What CK-4 Is — and Why It Replaced CJ-4
API CK-4 replaced CJ-4 in December 2016, timed to the rollout of GHG17 emissions standards. It's a backward-compatible category, meaning any engine that previously called for CJ-4, CI-4+, or older categories can run CK-4 without issue. That covers the overwhelming majority of Class 8 equipment running in Canada: Detroit DD13, DD15, DD16, Cummins X15, PACCAR MX-13, Volvo D13, Mack MP8, International A26.
The engineering rationale behind CK-4 was to handle the demands that modern exhaust aftertreatment systems place on oil. High-EGR designs push exhaust gas back through the intake to reduce NOx — that raises soot loading and acid production in the oil. DPF and SCR systems are sensitive to high-phosphorus, high-sulfur oil chemistry that would foul the catalyst. CK-4 addresses both: tighter limits on volatility and ash content to protect aftertreatment, and improved oxidation stability and detergency to survive the increased thermal and chemical stress inside the engine.
The critical mechanical property in CK-4 is its High-Temperature High-Shear (HTHS) viscosity floor: 3.5 mPa·s minimum, measured at 150°C under shear conditions that simulate a running engine bearing. That number is the oil's film strength under load — the measurement that matters when you're pulling a loaded trailer on the QE2 in July, not the cold-start viscosity printed large on the front label. CK-4 sets that floor at 3.5 because the majority of Class 8 engines in service were designed around bearing clearances and cylinder geometry that require it.
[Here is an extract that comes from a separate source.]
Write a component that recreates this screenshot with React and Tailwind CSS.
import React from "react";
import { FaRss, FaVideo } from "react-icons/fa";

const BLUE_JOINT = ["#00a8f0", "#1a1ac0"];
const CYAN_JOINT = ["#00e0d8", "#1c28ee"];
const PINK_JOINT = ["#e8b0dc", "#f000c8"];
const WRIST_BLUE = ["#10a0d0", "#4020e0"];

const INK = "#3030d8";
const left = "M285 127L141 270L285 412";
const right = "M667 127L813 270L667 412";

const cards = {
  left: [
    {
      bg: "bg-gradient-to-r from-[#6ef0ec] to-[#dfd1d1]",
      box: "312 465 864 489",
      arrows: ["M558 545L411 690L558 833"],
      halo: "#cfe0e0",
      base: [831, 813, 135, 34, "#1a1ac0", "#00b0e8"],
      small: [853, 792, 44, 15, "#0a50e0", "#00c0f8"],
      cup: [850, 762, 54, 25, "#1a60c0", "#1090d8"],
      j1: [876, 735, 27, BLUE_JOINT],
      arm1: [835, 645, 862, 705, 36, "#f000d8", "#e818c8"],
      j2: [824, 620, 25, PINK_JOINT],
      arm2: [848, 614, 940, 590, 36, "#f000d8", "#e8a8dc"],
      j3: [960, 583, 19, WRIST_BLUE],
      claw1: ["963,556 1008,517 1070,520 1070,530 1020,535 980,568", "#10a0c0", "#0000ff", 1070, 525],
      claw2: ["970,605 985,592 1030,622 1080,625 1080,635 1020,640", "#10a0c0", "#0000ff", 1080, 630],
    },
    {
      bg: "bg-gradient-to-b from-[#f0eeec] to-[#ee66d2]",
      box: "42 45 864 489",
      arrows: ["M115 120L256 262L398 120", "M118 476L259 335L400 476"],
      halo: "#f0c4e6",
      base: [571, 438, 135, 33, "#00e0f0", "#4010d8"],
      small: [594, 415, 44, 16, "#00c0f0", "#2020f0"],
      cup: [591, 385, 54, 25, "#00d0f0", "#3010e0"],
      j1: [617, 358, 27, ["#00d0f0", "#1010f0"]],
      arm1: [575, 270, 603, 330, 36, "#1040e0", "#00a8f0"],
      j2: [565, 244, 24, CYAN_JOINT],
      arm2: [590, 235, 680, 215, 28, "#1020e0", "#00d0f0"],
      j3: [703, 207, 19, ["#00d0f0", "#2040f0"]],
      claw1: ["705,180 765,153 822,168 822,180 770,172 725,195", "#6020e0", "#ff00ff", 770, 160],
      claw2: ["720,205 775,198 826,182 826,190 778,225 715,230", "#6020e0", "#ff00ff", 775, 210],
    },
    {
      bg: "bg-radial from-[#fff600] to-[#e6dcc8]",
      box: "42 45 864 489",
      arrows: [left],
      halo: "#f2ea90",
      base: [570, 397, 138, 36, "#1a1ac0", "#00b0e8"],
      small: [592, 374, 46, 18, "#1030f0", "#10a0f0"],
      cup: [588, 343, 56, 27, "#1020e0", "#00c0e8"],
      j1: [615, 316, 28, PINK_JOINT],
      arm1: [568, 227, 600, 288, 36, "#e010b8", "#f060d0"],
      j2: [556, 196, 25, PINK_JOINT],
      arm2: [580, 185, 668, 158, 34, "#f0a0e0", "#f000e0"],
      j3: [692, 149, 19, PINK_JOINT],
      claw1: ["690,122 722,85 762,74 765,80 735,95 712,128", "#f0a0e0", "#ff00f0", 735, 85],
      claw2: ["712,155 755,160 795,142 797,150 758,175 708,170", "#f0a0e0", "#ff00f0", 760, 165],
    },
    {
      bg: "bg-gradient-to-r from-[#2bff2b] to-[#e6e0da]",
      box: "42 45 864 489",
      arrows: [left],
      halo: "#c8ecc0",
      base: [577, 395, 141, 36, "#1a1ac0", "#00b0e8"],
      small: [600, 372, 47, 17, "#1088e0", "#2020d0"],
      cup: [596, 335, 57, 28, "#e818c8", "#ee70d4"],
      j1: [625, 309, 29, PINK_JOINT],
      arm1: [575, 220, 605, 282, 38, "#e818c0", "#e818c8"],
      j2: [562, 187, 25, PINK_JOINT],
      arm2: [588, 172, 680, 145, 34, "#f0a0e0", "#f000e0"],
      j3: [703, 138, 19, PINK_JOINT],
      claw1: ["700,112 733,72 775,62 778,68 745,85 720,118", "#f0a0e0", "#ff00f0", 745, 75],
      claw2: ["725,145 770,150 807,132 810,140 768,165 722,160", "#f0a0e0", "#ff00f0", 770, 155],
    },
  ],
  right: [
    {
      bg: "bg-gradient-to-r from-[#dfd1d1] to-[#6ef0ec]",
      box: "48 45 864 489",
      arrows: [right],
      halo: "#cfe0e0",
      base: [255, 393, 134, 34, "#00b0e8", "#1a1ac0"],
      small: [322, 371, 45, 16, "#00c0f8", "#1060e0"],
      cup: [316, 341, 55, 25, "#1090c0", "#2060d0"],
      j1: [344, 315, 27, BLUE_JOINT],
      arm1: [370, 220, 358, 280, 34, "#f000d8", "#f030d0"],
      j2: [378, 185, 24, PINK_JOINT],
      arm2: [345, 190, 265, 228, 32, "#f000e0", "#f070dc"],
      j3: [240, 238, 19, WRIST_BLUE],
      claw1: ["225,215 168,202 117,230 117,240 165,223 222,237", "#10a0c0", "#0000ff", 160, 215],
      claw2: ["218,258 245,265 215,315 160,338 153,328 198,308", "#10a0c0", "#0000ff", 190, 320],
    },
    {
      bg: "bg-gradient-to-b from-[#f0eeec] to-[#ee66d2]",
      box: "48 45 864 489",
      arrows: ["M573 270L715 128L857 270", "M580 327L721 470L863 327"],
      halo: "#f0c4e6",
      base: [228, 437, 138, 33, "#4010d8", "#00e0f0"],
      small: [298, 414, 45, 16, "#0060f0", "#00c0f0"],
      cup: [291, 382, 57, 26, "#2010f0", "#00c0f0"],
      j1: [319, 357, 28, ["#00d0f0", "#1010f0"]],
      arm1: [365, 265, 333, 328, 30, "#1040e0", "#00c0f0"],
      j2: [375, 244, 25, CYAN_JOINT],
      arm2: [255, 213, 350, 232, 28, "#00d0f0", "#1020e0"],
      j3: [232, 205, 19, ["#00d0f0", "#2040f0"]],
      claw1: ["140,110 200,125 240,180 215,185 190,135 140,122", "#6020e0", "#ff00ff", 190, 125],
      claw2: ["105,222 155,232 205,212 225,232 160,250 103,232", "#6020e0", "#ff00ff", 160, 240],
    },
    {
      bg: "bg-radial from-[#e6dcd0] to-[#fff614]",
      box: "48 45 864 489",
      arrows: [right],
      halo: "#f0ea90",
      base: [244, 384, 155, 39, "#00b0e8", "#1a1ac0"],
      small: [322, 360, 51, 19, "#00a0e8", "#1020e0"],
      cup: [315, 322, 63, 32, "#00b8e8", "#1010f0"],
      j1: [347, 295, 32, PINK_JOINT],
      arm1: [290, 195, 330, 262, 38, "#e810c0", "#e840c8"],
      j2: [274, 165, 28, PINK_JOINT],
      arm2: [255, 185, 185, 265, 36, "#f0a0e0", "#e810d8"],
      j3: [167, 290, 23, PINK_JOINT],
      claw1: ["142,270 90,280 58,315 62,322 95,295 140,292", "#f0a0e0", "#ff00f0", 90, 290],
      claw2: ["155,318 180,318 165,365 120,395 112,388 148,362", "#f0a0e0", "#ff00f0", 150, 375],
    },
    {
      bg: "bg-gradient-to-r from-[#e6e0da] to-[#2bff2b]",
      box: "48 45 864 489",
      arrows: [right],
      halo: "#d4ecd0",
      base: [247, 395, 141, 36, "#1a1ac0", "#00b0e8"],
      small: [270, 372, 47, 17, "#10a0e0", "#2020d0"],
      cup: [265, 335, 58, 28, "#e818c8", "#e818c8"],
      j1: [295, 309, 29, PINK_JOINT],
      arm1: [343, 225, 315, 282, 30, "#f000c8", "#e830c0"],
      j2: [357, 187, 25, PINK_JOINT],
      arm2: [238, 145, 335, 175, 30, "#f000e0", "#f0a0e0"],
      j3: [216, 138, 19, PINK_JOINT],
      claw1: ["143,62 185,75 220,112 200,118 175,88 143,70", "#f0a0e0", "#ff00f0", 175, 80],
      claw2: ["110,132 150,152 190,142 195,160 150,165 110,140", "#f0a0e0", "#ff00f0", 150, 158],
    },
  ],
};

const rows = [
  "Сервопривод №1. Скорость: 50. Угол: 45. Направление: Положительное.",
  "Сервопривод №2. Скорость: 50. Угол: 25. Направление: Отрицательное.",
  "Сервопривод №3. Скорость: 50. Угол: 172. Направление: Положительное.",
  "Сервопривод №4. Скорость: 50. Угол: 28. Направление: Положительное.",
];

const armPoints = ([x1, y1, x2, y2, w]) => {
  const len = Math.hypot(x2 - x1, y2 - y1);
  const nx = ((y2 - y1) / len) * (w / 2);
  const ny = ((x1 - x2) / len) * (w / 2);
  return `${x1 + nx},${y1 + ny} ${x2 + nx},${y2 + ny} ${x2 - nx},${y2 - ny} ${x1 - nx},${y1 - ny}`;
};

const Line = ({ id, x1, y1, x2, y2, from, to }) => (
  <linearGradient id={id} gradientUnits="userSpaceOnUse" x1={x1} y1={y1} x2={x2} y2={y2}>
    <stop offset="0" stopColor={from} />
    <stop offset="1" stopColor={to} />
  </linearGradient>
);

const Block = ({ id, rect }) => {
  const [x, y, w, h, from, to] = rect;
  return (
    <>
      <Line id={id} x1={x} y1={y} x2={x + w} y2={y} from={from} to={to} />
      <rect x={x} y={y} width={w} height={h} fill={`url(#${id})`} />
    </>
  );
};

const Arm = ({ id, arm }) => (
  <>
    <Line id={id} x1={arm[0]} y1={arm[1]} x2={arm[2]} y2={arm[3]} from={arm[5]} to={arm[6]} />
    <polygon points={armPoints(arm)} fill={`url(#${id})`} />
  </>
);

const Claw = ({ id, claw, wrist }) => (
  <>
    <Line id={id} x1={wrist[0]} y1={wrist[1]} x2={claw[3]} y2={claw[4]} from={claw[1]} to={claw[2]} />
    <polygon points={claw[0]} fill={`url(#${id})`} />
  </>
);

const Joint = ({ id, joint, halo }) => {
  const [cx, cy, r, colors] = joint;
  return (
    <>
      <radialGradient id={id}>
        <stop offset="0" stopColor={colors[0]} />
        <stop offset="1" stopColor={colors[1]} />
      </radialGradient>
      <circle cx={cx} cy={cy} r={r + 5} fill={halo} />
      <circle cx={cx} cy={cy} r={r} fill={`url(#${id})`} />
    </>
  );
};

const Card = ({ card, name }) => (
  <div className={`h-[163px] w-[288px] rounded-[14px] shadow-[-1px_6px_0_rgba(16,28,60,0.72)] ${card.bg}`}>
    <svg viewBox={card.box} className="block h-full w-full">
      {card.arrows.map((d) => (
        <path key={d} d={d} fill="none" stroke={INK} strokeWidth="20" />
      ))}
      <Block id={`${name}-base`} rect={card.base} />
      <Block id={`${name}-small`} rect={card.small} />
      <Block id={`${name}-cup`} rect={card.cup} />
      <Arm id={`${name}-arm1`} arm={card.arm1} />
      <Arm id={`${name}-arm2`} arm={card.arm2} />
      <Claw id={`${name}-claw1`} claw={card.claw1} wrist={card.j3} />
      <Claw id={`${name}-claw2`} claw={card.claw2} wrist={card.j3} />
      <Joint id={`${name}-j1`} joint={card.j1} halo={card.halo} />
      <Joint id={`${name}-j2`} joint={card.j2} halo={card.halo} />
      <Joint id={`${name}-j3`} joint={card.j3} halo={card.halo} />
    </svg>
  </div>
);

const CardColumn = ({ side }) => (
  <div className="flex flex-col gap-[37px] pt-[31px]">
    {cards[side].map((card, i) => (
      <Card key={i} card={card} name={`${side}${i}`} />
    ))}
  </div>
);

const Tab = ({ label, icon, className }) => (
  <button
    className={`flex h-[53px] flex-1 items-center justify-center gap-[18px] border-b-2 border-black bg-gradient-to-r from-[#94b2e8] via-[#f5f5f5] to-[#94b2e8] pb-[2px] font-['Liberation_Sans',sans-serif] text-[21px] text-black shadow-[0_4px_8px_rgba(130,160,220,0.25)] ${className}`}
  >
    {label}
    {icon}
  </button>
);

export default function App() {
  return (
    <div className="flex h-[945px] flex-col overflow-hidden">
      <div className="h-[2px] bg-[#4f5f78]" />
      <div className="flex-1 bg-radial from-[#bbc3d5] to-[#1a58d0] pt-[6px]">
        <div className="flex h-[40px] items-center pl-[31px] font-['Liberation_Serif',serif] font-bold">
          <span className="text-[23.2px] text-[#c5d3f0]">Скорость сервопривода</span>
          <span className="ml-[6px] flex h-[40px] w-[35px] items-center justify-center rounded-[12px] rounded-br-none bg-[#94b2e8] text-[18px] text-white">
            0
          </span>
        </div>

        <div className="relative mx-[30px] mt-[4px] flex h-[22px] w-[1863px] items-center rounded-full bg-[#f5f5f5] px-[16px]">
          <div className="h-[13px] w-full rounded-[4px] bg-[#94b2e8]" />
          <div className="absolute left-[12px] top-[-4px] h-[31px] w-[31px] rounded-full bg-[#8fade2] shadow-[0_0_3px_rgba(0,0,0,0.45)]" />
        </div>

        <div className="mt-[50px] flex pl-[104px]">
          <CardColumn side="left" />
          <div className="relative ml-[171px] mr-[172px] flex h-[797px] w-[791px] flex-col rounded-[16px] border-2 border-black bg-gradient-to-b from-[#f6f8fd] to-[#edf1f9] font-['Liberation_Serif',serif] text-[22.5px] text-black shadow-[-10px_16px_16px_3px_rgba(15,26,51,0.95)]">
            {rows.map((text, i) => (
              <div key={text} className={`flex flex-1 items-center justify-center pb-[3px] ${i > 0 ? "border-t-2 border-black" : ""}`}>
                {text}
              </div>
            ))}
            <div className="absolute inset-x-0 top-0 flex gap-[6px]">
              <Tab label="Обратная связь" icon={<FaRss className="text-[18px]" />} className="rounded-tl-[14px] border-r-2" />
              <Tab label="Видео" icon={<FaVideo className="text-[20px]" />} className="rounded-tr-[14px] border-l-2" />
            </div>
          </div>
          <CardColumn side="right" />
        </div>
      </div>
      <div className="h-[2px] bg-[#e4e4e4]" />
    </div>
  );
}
The TBN angle matters on CK-4 selection too. Total Base Number (TBN) — the oil's reserve alkalinity — determines how long it can neutralize combustion acids before corrosive wear starts. High-EGR engines are acid-heavy. AMSOIL Signature Series Max-Duty CK-4 products carry a TBN of 10; the older Heavy Duty Diesel & Marine 15W-40 runs 12. In extended drain scenarios, higher TBN gives you more runway before the oil is chemically spent — regardless of what the mileage looks like on paper.